_Do this:_ Which lines fall between the line holding "Clone this screenshot" and the line holding "string[]; time: string;", inclusive? Retype them exactly, without the pictures, and add nothing else.

_Data in this exercise:_
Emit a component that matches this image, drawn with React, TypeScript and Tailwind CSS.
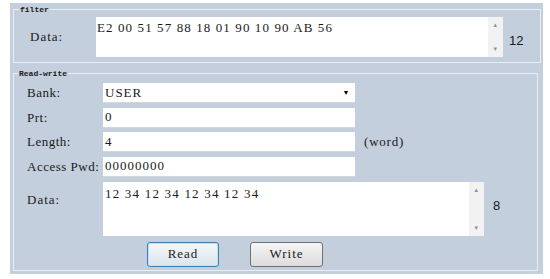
import { ReactNode } from "react";

function Scrollbar() {
  return (
    <div className="flex h-full w-[15px] flex-col items-center justify-between bg-[#f2f2f2] py-[5px] font-['Liberation_Sans'] text-[6px] leading-none text-[#8a95a0]">
      <span>▲</span>
      <span>▼</span>
    </div>
  );
}

function Field({ label, children, extra }: { label: string; children: ReactNode; extra?: ReactNode }) {
  return (
    <div className="flex items-center">
      <span className="w-[89px] whitespace-nowrap pl-[13px]">{label}</span>
      {children}
      {extra}
    </div>
  );
}

function TextBox({ value, select }: { value: string; select?: boolean }) {
  return (
    <div className="flex h-[20px] w-[252px] items-center justify-between border-b border-[#d3d8de] bg-white pl-[2px] pr-[5px]">
      <span className="tracking-[1px]">{value}</span>
      {select && <span className="font-['Liberation_Sans'] text-[7px] leading-none text-black">▼</span>}
    </div>
  );
}

export default function App() {
  return (
    <div className="h-[279px] w-[550px] bg-white pl-[10px] pt-[3px] font-['Liberation_Serif',serif] text-[13px] tracking-[0.5px] text-[#1a1a1a]">
      <div className="h-[271px] w-[533px] bg-[#c3cfdc] pl-[3px] pt-[1px]">
        {/* filter group */}
        <fieldset className="h-[59px] w-[528px] border border-[#e9eef4]">
          <legend className="ml-[5px] px-[1px] font-['Liberation_Mono'] text-[8px] font-bold leading-[11px] tracking-normal">filter</legend>
          <div className="mt-[2px] flex items-center">
            <span className="w-[82px] pl-[16px] tracking-[1px]">Data:</span>
            <div className="flex h-[40px] w-[407px] bg-white">
              <div className="flex-1 pl-[1px] pt-[1px] tracking-[1.1px]">E2 00 51 57 88 18 01 90 10 90 AB 56</div>
              <Scrollbar />
            </div>
            <span className="ml-[6px] mt-[8px] font-['Liberation_Sans'] text-[13px] tracking-normal">12</span>
          </div>
        </fieldset>

        {/* read-write group */}
        <fieldset className="mt-[5px] h-[203px] w-[525px] border border-[#e9eef4]">
          <legend className="ml-[4px] px-[1px] font-['Liberation_Mono'] text-[8px] font-bold leading-[11px] tracking-normal">Read-write</legend>
          <div className="mt-[4px] flex flex-col gap-[4.5px]">
            <Field label="Bank:">
              <TextBox value="USER" select />
            </Field>
            <Field label="Prt:">
              <TextBox value="0" />
            </Field>
            <Field label="Length:" extra={<span className="ml-[9px] tracking-[0.8px]">(word)</span>}>
              <TextBox value="4" />
            </Field>
            <Field label="Access Pwd:">
              <TextBox value="00000000" />
            </Field>
          </div>
          <div className="mt-[5px] flex items-start">
            <span className="mt-[8px] w-[89px] pl-[13px] tracking-[1px]">Data:</span>
            <div className="flex h-[54px] w-[381px] bg-white">
              <div className="flex-1 pl-[2px] pt-[2px] tracking-[1.2px]">12 34 12 34 12 34 12 34</div>
              <Scrollbar />
            </div>
            <span className="ml-[9px] mt-[14px] font-['Liberation_Sans'] text-[13px] tracking-normal">8</span>
          </div>
          <div className="ml-[133px] mt-[6px] flex gap-[31px]">
            <button className="h-[25px] w-[72px] rounded-[3px] border border-[#3c7fb1] bg-gradient-to-b from-[#f4f8fb] to-[#dbe4ec] tracking-[1px] shadow-[inset_0_0_0_1px_#bfe3f7]">
              Read
            </button>
            <button className="h-[25px] w-[73px] rounded-[3px] border border-[#707070] bg-gradient-to-b from-[#f5f5f5] to-[#dcdcdc] tracking-[1px]">
              Write
            </button>
          </div>
        </fieldset>
      </div>
    </div>
  );
}
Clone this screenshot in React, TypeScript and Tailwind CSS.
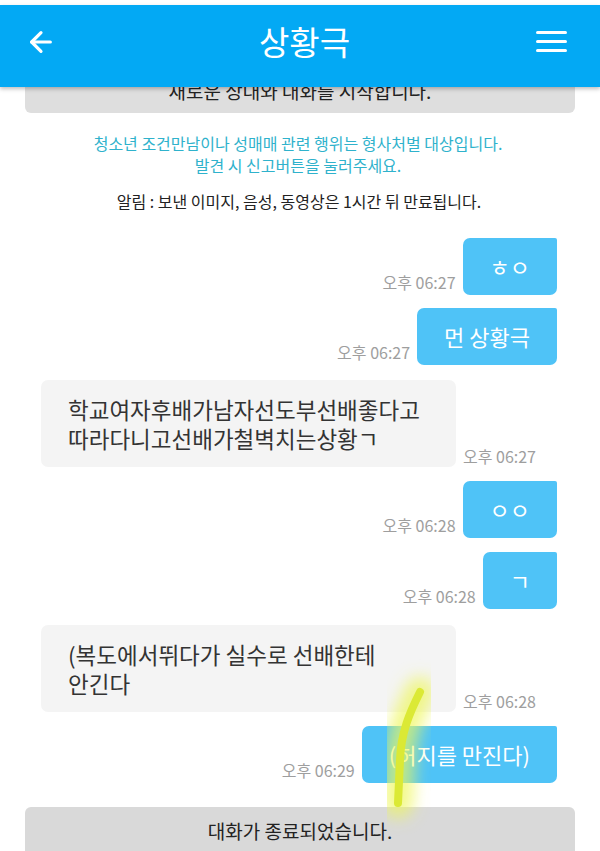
import { ArrowLeft } from 'lucide-react'

const FONT = { fontFamily: '"Noto Sans CJK KR", "Noto Sans", sans-serif' }

type Msg =
  | { side: 'me'; text: string; time: string; gap: string }
  | { side: 'them'; lines: string[]; time: string; gap: string }

const MESSAGES: Msg[] = [
  { side: 'me', text: 'ㅎㅇ', time: '오후 06:27', gap: 'mt-[26px]' },
  { side: 'me', text: '먼 상황극', time: '오후 06:27', gap: 'mt-[13px]' },
  { side: 'them', lines: ['학교여자후배가남자선도부선배좋다고', '따라다니고선배가철벽치는상황ㄱ'], time: '오후 06:27', gap: 'mt-[15px]' },
  { side: 'me', text: 'ㅇㅇ', time: '오후 06:28', gap: 'mt-[14px]' },
  { side: 'me', text: 'ㄱ', time: '오후 06:28', gap: 'mt-[14px]' },
  { side: 'them', lines: ['(복도에서뛰다가 실수로 선배한테', '안긴다'], time: '오후 06:28', gap: 'mt-[16px]' },
  { side: 'me', text: '(허지를 만진다)', time: '오후 06:29', gap: 'mt-[14px]' },
]

function Time({ t, className = '' }: { t: string; className?: string }) {
  return <span className={`text-[16px] leading-[19px] text-[#9e9e9e] whitespace-nowrap ${className}`}>{t}</span>
}

export default function App() {
  return (
    <div className="relative w-[600px] h-[851px] overflow-hidden bg-white" style={FONT}>
      <div className="h-[5px] bg-white" />
      <header className="relative z-10 h-[82px] bg-[#03a9f4] shadow-[0_2px_4px_rgba(0,0,0,0.25)] flex items-center justify-between pb-[9px] pl-[25px] pr-[33px] text-white">
        <ArrowLeft size={32} strokeWidth={2.4} />
        <h1 className="text-[33px] leading-none ml-[16px]">상황극</h1>
        <div className="flex flex-col gap-[6px]">
          <span className="block w-[31px] h-[3px] bg-white rounded-full" />
          <span className="block w-[31px] h-[3px] bg-white rounded-full" />
          <span className="block w-[31px] h-[3px] bg-white rounded-full" />
        </div>
      </header>

      <div className="mx-[25px] -mt-[20px] h-[46px] rounded-[6px] bg-[#dedede] flex items-center justify-center">
        <span className="text-[19px] text-[#222] mt-[2px]">새로운 상대와 대화를 시작합니다.</span>
      </div>

      <div className="mt-[19px] text-center text-[16px] leading-[22px] text-[#2fb2cc] pr-[4px]">
        <p>청소년 조건만남이나 성매매 관련 행위는 형사처벌 대상입니다.</p>
        <p>발견 시 신고버튼을 눌러주세요.</p>
      </div>
      <p className="mt-[14px] text-center text-[16px] leading-[22px] text-[#222] pr-[2px]">
        알림 : 보낸 이미지, 음성, 동영상은 1시간 뒤 만료됩니다.
      </p>

      {MESSAGES.map((m, i) =>
        m.side === 'me' ? (
          <div key={i} className={`flex justify-end items-end gap-[7px] pr-[43px] ${m.gap}`}>
            <Time t={m.time} className="mb-[3px]" />
            <div className="h-[57px] px-[27px] flex items-center rounded-[7px] rounded-tr-[2px] bg-[#4fc3f7] text-white text-[22px] whitespace-nowrap">
              {m.text}
            </div>
          </div>
        ) : (
          <div key={i} className={`flex items-end gap-[7px] pl-[41px] ${m.gap}`}>
            <div className="w-[415px] h-[87px] px-[27px] flex flex-col justify-center rounded-[7px] bg-[#f4f4f4] text-[#333] text-[22.5px] leading-[29px]">
              {m.lines.map((l, j) => (
                <span key={j} className="whitespace-nowrap">{l}</span>
              ))}
            </div>
            <Time t={m.time} className="mb-[1px]" />
          </div>
        )
      )}

      <div className="mt-[24px] mx-[25px] h-[60px] rounded-t-[6px] bg-[#d9d9d9] flex justify-center pt-[10px]">
        <span className="text-[19px] text-[#222]">대화가 종료되었습니다.</span>
      </div>

      <svg className="absolute left-0 top-0 pointer-events-none" width="600" height="851">
        <defs>
          <filter id="glow" x="-50%" y="-50%" width="200%" height="200%">
            <feGaussianBlur stdDeviation="8" />
          </filter>
        </defs>
        <path d="M420 692 C410 712 401 732 400 760 L398 803" stroke="#eef75a" strokeOpacity="0.7" strokeWidth="30" fill="none" strokeLinecap="round" filter="url(#glow)" />
        <path d="M420 692 C410 712 401 732 400 760 L398 803" stroke="#dbe935" strokeWidth="8" fill="none" strokeLinecap="round" />
      </svg>
    </div>
  )
}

_Complete answer:_
Clone this screenshot in React, TypeScript and Tailwind CSS.
import { ArrowLeft } from 'lucide-react'

const FONT = { fontFamily: '"Noto Sans CJK KR", "Noto Sans", sans-serif' }

type Msg =
  | { side: 'me'; text: string; time: string; gap: string }
  | { side: 'them'; lines: string[]; time: string; gap: string }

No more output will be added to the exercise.